For anyone passionate about food safety, it inevitably means preaching the gospel when unbelievers might be around. York yesterday took to the columns of The Packer trade newspaper to deliver a message directly to growers.
York just became LGMA president earlier this year, taking over for Scott Horsfall, who ran the organization from its inception in 2007 through early 2021,
The new president now finds himself on something of a crusade, selling the California LGMA Board’s decision to require pre-harvest testing, “specifically when leafy greens are being farmed in proximity to animal operations.”
“This is the first time an entire commodity group will be required to conduct pre-harvesting testing,” York wrote in The Packer on Wednesday. “This is a big deal, but a necessary response to the recent U.S. Food and Drug Administration report on outbreaks associated with lettuce in 2020.”
Outbreaks of E. coli O157:H7 have plagued leafy green growers since 2018. The root cause theory, embraced by FDA, is that the greens are grown too close to cattle. Dust, water runoff and miscroscopic particles can contaminate crops and irrigation water.

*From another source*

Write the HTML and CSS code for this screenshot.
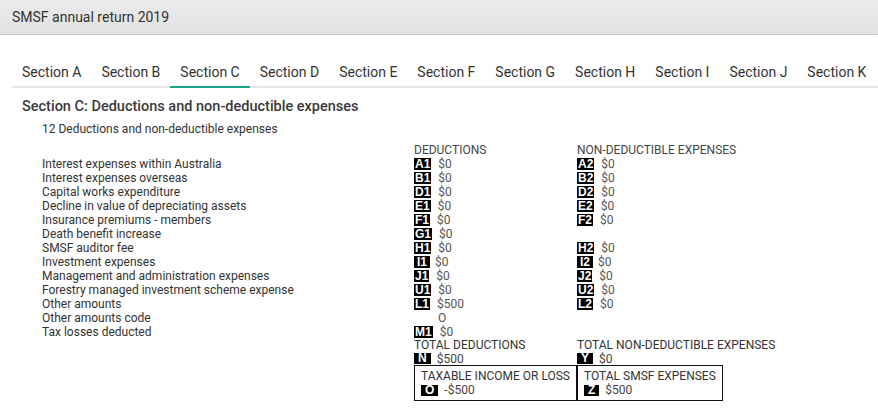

York says FDA findings and regulatory language in their most recent report “were nothing short of a warning shot that calls on our industry to do more to stop the outbreaks.”
“And so, we must do more,” York said. “No other entity is capable of making such a widespread change as we can.”
The California LGMA Board has brought in Trever Suslow to work on a pre-harvest testing methodology and an updated adjacent land risk assessment. Suslow is a University of California Davis Emeritus Extension Research Specialist.
The inclusion of pre-harvest testing into the LGMA audit checklists means there first must be an involvement process conducted by Western Growers.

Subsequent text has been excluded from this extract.